Shot may increase odds of contracting HIV, researchers fear
WASHINGTON - More than 3,000 people who volunteered to
receive an experimental AIDS vaccine are being told the shot may raise the risk
of infection.
Researchers stress that they do not yet have enough information to say whether
those who got the shot are more susceptible to infection with HIV. But they said
initial information from the trial, which was stopped suddenly last month, is
worrisome.
"At present, there is a tremendous amount of data being analyzed from the ...
trial to see if there is, in fact, any greater risk of infection in those
volunteers who received the vaccine," said Dr. Mark Feinberg, vice president of
medical affairs and public health for Merck & Co.
Two studies were stopped in September after the independent board monitoring one
of the trials noticed some troubling data.
"Specifically, 24 cases of HIV infection were seen among the 741 volunteers who
received at least one dose of the investigational vaccine, while 21 cases of HIV
infection were seen in the 762 participants who received at least one dose of
the placebo," said a statement from the National Institute of Allergy and
Infectious Diseases, which co-sponsored the trial with Merck.

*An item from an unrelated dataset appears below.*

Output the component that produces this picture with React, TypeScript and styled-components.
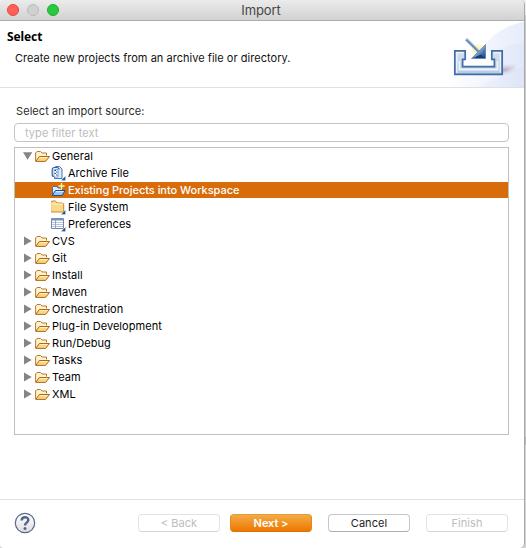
import React from "react";
import styled, { createGlobalStyle, css } from "styled-components";

const GlobalStyle = createGlobalStyle`
  html, body { margin: 0; padding: 0; background: #cfcfcf; overflow: hidden; }
  * { box-sizing: border-box; }
`;

const Desktop = styled.div`
  width: 526px;
  height: 548px;
  display: flex;
  background: linear-gradient(to bottom, #ececec 0 15px, #c9c9c9 15px 437px, #b3b3b3 437px 445px, #d4d4d4 445px);
  font-family: Inter, "Liberation Sans", sans-serif;
  font-size: 11px;
  color: #111;
`;

const Window = styled.div`
  width: 525px;
  height: 548px;
  display: flex;
  flex-direction: column;
  background: #fff;
  border-right: 1px solid #a9a9a9;
  border-radius: 4px 5px 5px 4px;
  overflow: hidden;
`;

const TitleBar = styled.div`
  height: 21px;
  flex: none;
  display: grid;
  grid-template-columns: 60px 1fr 62px;
  align-items: center;
  background: linear-gradient(#ebebeb, #d2d2d2);
  border-bottom: 1px solid #acacac;
`;

const Lights = styled.div`
  display: flex;
  gap: 8px;
  padding-left: 7px;
`;

const Light = styled.span<{ $fill: string; $edge: string }>`
  width: 12px;
  height: 12px;
  border-radius: 50%;
  flex: none;
  background: ${(p) => p.$fill};
  border: 1px solid ${(p) => p.$edge};
`;

const Title = styled.div`
  text-align: center;
  font-size: 13px;
  line-height: 18px;
  letter-spacing: -0.1px;
  color: #464646;
`;

const Header = styled.header`
  height: 67px;
  flex: none;
  display: flex;
  justify-content: space-between;
  border-bottom: 1px solid #e0e0e0;
`;

const HeaderText = styled.div`
  padding: 8px 0 0 7px;
`;

const Heading = styled.h1`
  margin: 0;
  font: bold 12px/16px "Noto Sans", "Open Sans", sans-serif;
  letter-spacing: -0.1px;
  color: #000;
`;

const Description = styled.p`
  margin: 6px 0 0 8px;
  line-height: 14px;
  letter-spacing: 0.03px;
  white-space: nowrap;
`;

const Body = styled.main`
  height: 411px;
  flex: none;
  padding: 15px 15px 0 14px;
`;

const Label = styled.label`
  display: block;
  padding-left: 2px;
  height: 20px;
  line-height: 16px;
  letter-spacing: 0.08px;
  color: #2b2b2b;
`;

const FilterInput = styled.input`
  display: block;
  width: 495px;
  height: 19px;
  padding: 0 10px;
  border: 1px solid #c4c4c4;
  border-radius: 4px;
  outline: none;
  background: #fff;
  font: 11px Inter, sans-serif;
  letter-spacing: 0.06px;
  &::placeholder { color: #bcbcbc; opacity: 1; }
`;

const Tree = styled.div`
  width: 495px;
  height: 288px;
  margin-top: 5px;
  border: 1px solid #bfbfbf;
`;

const Row = styled.div<{ $child?: boolean; $selected?: boolean }>`
  height: 16px;
  margin-bottom: 1px;
  padding-left: ${(p) => (p.$child ? 36 : 8)}px;
  display: flex;
  align-items: center;
  line-height: 16px;
  color: #000;
  ${(p) =>
    p.$selected &&
    css`
      background: #d86b0a;
      color: #fff;
      font-weight: 500;
    `}
`;

const RowLabel = styled.span<{ $spacing: number }>`
  margin-left: 1px;
  white-space: nowrap;
  letter-spacing: ${(p) => p.$spacing}px;
`;

const Disclosure = styled.svg`
  width: 9px;
  height: 10px;
  margin-right: 3px;
  flex: none;
`;

const Glyph = styled.svg`
  width: 16px;
  height: 16px;
  flex: none;
`;

const Footer = styled.footer`
  height: 49px;
  flex: none;
  border-top: 1px solid #e0e0e0;
  display: flex;
  align-items: center;
  padding: 0 16px 2px 14px;
`;

const HelpIcon = styled.svg`
  width: 22px;
  height: 22px;
  margin-right: auto;
`;

const Button = styled.button<{ $primary?: boolean }>`
  width: 82px;
  height: 18px;
  padding: 0;
  margin-left: ${(p) => (p.$primary ? 10 : 16)}px;
  border: 1px solid #c6c6c6;
  border-bottom-color: #adadad;
  border-radius: 4px;
  background: #fff;
  font: 11px/16px Inter, sans-serif;
  letter-spacing: 0.05px;
  color: #222;
  &:disabled { color: #bdbdbd; border-color: #e3e3e3; border-bottom-color: #d6d6d6; }
  ${(p) =>
    p.$primary &&
    css`
      color: #fff;
      font-weight: 600;
      letter-spacing: -0.05px;
      border-color: #e99a32 #e38a1b #d97507;
      background: linear-gradient(#f3ab46, #ee7700);
    `}
`;

const BannerArt = () => (
  <svg width="80" height="66" viewBox="444 21 80 66">
    <defs>
      <linearGradient id="sky" x1="0" x2="1"><stop offset="0" stopColor="#fff" /><stop offset=".5" stopColor="#f3f6fd" /><stop offset="1" stopColor="#e6ecfa" /></linearGradient>
      <linearGradient id="wave" x1="0" x2="1"><stop offset="0" stopColor="#eff3fc" /><stop offset="1" stopColor="#dde5f7" /></linearGradient>
      <linearGradient id="tray" x1="0" y1="0" x2="0" y2="1"><stop offset="0" stopColor="#d6e2f1" /><stop offset="1" stopColor="#b4c9e3" /></linearGradient>
      <linearGradient id="head" x1="0" y1="0" x2="1" y2="1"><stop offset=".35" stopColor="#c3d8ea" /><stop offset=".65" stopColor="#507fb8" /><stop offset="1" stopColor="#173c78" /></linearGradient>
      <radialGradient id="glow"><stop offset="0" stopColor="#fff3ac" /><stop offset=".7" stopColor="#fff8d0" /><stop offset="1" stopColor="#fff" stopOpacity="0" /></radialGradient>
      <radialGradient id="shadow"><stop offset="0" stopColor="#a99bb0" stopOpacity=".8" /><stop offset="1" stopColor="#c9c8df" stopOpacity="0" /></radialGradient>
    </defs>
    <path d="M444 87C449 66 466 56 480 50C491 35 506 25 524 22V87Z" fill="url(#sky)" />
    <path d="M484 62C495 49 509 44 524 43V62C518 67 512 70 506 72Z" fill="url(#wave)" opacity=".7" />
    <path d="M478 87C488 79 512 76 524 63V87Z" fill="url(#wave)" />
    <ellipse cx="504" cy="70" rx="15" ry="6" fill="url(#shadow)" transform="rotate(-12 504 70)" />
    <path d="M463 51V67H494V51Z" fill="#fff" opacity=".75" />
    <circle cx="478" cy="50.5" r="8" fill="url(#glow)" />
    <path d="M454.8 50.8H465.2V59.3H462.6V66.6H494.4V59.3H491.8V50.8H502.2V74.4H454.8Z" fill="url(#tray)" stroke="#426da7" strokeWidth="1.7" />
    <path d="M456.7 73V52.6H463.4M493.6 52.6H500.3V72.5" fill="none" stroke="#f0f5fb" strokeWidth="1.2" />
    <path d="M459.5 61V69.5H497.5V61" fill="none" stroke="#edf3fa" strokeWidth="1.8" />
    <path d="M466 39L481 54" stroke="#b0c7df" strokeWidth="3.2" />
    <path d="M466.3 39.7L481 54" stroke="#5c83b0" strokeWidth="1.6" />
    <path d="M485.5 44.5V58.5H471.5Z" fill="url(#head)" stroke="#58779d" strokeWidth=".7" />
    <path d="M473 58L481 54.5L485 58Z" fill="#153f7c" />
  </svg>
);

const FolderDefs = () => (
  <svg width="0" height="0" display="none">
    <symbol id="openFolder" viewBox="0 0 16 16">
      <path d="M.6 13V5L2 3.5H5.5L7 5H11.5V7.5" fill="#fff2ce" stroke="#b67b28" />
      <path d="M.8 13.4L4.3 8.5H14.5L10.6 13.4Z" fill="#fbd681" stroke="#ad681c" strokeLinejoin="round" />
      <path d="M4.8 9.5H12.6" stroke="#ffefbd" />
    </symbol>
  </svg>
);

type IconKind = "open" | "archive" | "project" | "folder" | "prefs";

const Icon = ({ kind }: { kind: IconKind }) => {
  if (kind === "open") return <Glyph viewBox="0 0 16 16"><use href="#openFolder" /></Glyph>;
  if (kind === "project")
    return (
      <Glyph viewBox="0 0 16 16">
        <path d="M1.5 13V5.5L2.5 4.5H6L7 6H11.5V8" fill="#e2eefb" stroke="#3a6eae" />
        <path d="M1.2 13.5L4.4 8.5H14L11.2 13.5Z" fill="#9ac5f2" stroke="#1e4d9b" strokeLinejoin="round" />
        <path d="M5 9.6H12.5" stroke="#e2f0ff" />
        <path d="M10.5 0.7V7.3M7.2 4H13.8" stroke="#c78919" strokeWidth="2.6" />
        <path d="M10.5 1V7M7.5 4H13.5" stroke="#fff0a6" strokeWidth="1.3" />
      </Glyph>
    );
  return (
    <Glyph viewBox="0 0 16 16">
      {kind === "archive" && (
        <>
          <path d="M4.5 2.5V1.5H8.5L11 4V13.5H3.5V11" fill="#dceafa" stroke="#4778b4" />
          <path d="M8.2 4.5Q8 2.5 5.5 2.5H3.5Q1.2 2.5 1.2 5V9.5Q1.2 11.5 3 11.5" fill="none" stroke="#315ea5" strokeWidth="1.2" />
          <path d="M3 4.5H7V12H3Z" fill="#fff" stroke="#6d94c8" strokeWidth=".8" />
          <path d="M3.5 5.5H5M5 7H6.5M3.5 8.5H5M5 10H6.5" stroke="#234e8c" />
        </>
      )}
      {kind === "folder" && (
        <>
          <path d="M-.4 13V3.5L1 2H4.5L6 4H11.7L12.7 5V13Z" fill="#fbd987" stroke="#c68a31" />
          <path d="M1 5H12" stroke="#fff3c3" />
        </>
      )}
      {kind === "prefs" && (
        <>
          <path d="M.5 2.5H12.5V12.5H.5Z" fill="#fff" stroke="#7888a8" />
          <path d="M1 3.5H12" stroke="#7f91b7" strokeWidth="2" />
          <path d="M1 6.5H12M1 8.5H12M1 10.5H12" stroke="#b5c5df" />
          <path d="M4.5 4V12.5" stroke="#91a5c7" />
        </>
      )}
      <path d="M14.5 11V15.5H10Z" fill="#18558f" stroke="#fff" strokeWidth=".3" />
    </Glyph>
  );
};

const children: { name: string; kind: IconKind; spacing: number; selected?: boolean }[] = [
  { name: "Archive File", kind: "archive", spacing: 0.02 },
  { name: "Existing Projects into Workspace", kind: "project", spacing: -0.03, selected: true },
  { name: "File System", kind: "folder", spacing: 0.05 },
  { name: "Preferences", kind: "prefs", spacing: 0.02 },
];
const categories = ["CVS", "Git", "Install", "Maven", "Orchestration", "Plug-in Development", "Run/Debug", "Tasks", "Team", "XML"];

const Category = ({ name, open }: { name: string; open?: boolean }) => (
  <Row>
    <Disclosure viewBox="0 0 9 10">
      <path d={open ? "M0 1.3H9.3L4.6 8.8Z" : "M1 .6L8.7 5L1 9.4Z"} fill="#858585" />
    </Disclosure>
    <Icon kind="open" />
    <RowLabel $spacing={0.05}>{name}</RowLabel>
  </Row>
);

export default function App() {
  return (
    <Desktop>
      <GlobalStyle />
      <FolderDefs />
      <Window>
        <TitleBar>
          <Lights>
            <Light $fill="#ff5f57" $edge="#e2463f" />
            <Light $fill="#d0d0d0" $edge="#b9b9b9" />
            <Light $fill="#28c940" $edge="#1dad2b" />
          </Lights>
          <Title>Import</Title>
        </TitleBar>
        <Header>
          <HeaderText>
            <Heading>Select</Heading>
            <Description>Create new projects from an archive file or directory.</Description>
          </HeaderText>
          <BannerArt />
        </Header>
        <Body>
          <Label htmlFor="filter">Select an import source:</Label>
          <FilterInput id="filter" placeholder="type filter text" />
          <Tree>
            <Category name="General" open />
            {children.map((c) => (
              <Row key={c.name} $child $selected={c.selected}>
                <Icon kind={c.kind} />
                <RowLabel $spacing={c.spacing}>{c.name}</RowLabel>
              </Row>
            ))}
            {categories.map((name) => <Category key={name} name={name} />)}
          </Tree>
        </Body>
        <Footer>
          <HelpIcon viewBox="0 0 22 22">
            <defs><linearGradient id="help" x1="0" y1="0" x2="0" y2="1"><stop stopColor="#fff" /><stop offset="1" stopColor="#dedede" /></linearGradient></defs>
            <circle cx="11" cy="11" r="9.7" fill="url(#help)" stroke="#5a6b8c" strokeWidth="1.2" />
            <path d="M7.7 8.4C7.7 4.2 14.3 4.3 14.3 8C14.3 10.7 11 10.6 11 13.6" fill="none" stroke="#52658b" strokeWidth="2.4" />
            <circle cx="11" cy="16.6" r="1.5" fill="#52658b" />
          </HelpIcon>
          <Button disabled>&lt; Back</Button>
          <Button $primary>Next &gt;</Button>
          <Button>Cancel</Button>
          <Button disabled>Finish</Button>
        </Footer>
      </Window>
    </Desktop>
  );
}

This trial, which began in 2004, had enrolled volunteers in the United States,
Peru, Brazil, Dominican Republic, Haiti, Jamaica and Australia.
The second trial began in South Africa earlier this year and had enrolled 800
volunteers.
Both Merck and the National Institute of Allergy and Infectious Diseases say
there is no way the vaccine itself could cause infection.
"Researchers, however, are analyzing available data to better understand if
there may be an increased susceptibility to acquiring HIV infection among those
volunteers who received the vaccine," said a statement from the National
Institute of Allergy and Infectious Diseases.
The vaccine uses three pieces of DNA from the human immunodeficiency virus that
causes AIDS, carried by a common virus that normally causes upper respiratory
infections, called an adenovirus.
"Frankly, I think everyone is still trying to figure out what the data means,"
said Mitchell Warren of the AIDS Vaccine Advocacy Coalition, who was not
involved in either study.
Warren said he hoped the investigation would not frighten people away from
taking part in AIDS vaccine trials.
"How people understand this information is going to be
critical for this research to continue," Warren said in a telephone interview.
Nearly 40 million people around the world are infected with HIV, which has no
cure. The virus has killed 25 million people.
Experts agree that a vaccine would be the best way to fight AIDS, but efforts to
develop a vaccine have so far been almost completely ineffective. Dozens of
potential vaccines are in trials now.